A second object of the invention is to provide a reinforcing steel for concrete, which is capable of remarkably retarding the deterioration of the concrete even when the salt content of the concrete exceeds 0.5 wt% in terms of NaCl amount in the sand of concrete.
To this end, the invention provides in its second aspect a reinforcing steel resistant to salt and capable of preventing deterioration of concrete, essentially consisting of 0.001 to 1.0 wt% of C, not greater than 0.05 wt% of Si, 0.01 to 2.0 wt% of Mn, less than 0.015 wt% of P, less than 0.005 wt% of S, 1.0 to 5.5 wt% of Ni, 0.001 to less than 0.5 wt% of W, 0.001 to 0.1 wt% of Al and the balance Fe and incidental impurities.
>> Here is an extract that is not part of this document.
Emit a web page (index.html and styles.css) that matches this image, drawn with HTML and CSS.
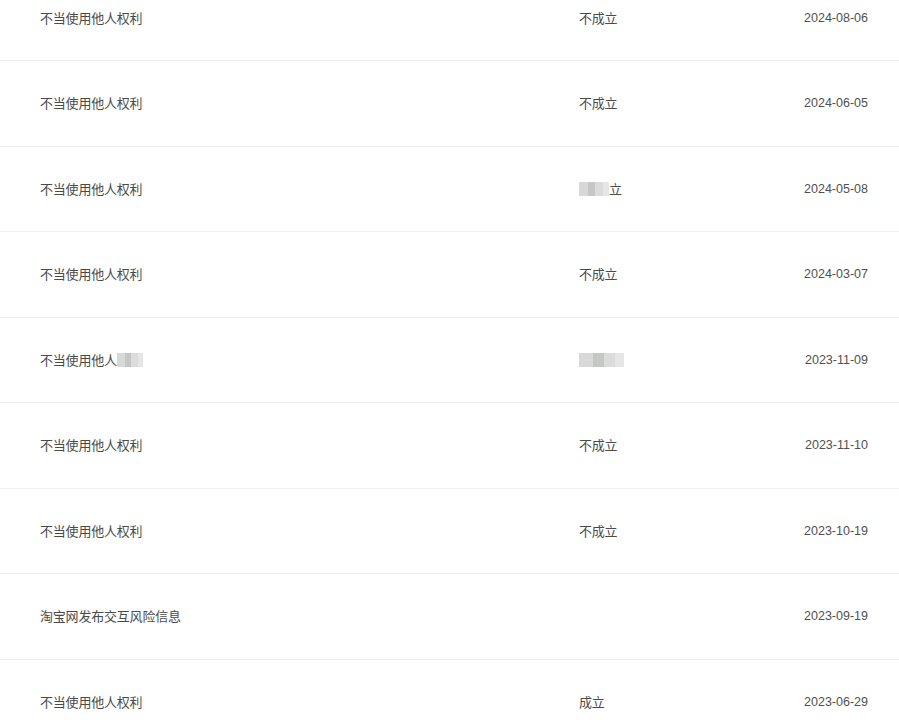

One of the most significant features of this reinforcing steel resides in that the resistance to salt is improved and the deterioration of concrete subjected to salt of high density is prevented by reducing Si and S contents in the steel and by adding Ni and W to the steel composition.
It is understood that a reduction in Si content effectively suppresses the occurrence and growth of rust and, even after rust has proceeded on the surface of the steel embedded in the concrete, the rust layer does not has high Si concentration but has a high Ni concentrated therein and uniformly contains W diffused from the reinforcing steel, thus remarkably reducing the amount of rust.
It is also understood that a large reduction in the S content significantly reduces the content of MnS which serves as cores causing rust, with a result that the corrosion resistance is drastically improved.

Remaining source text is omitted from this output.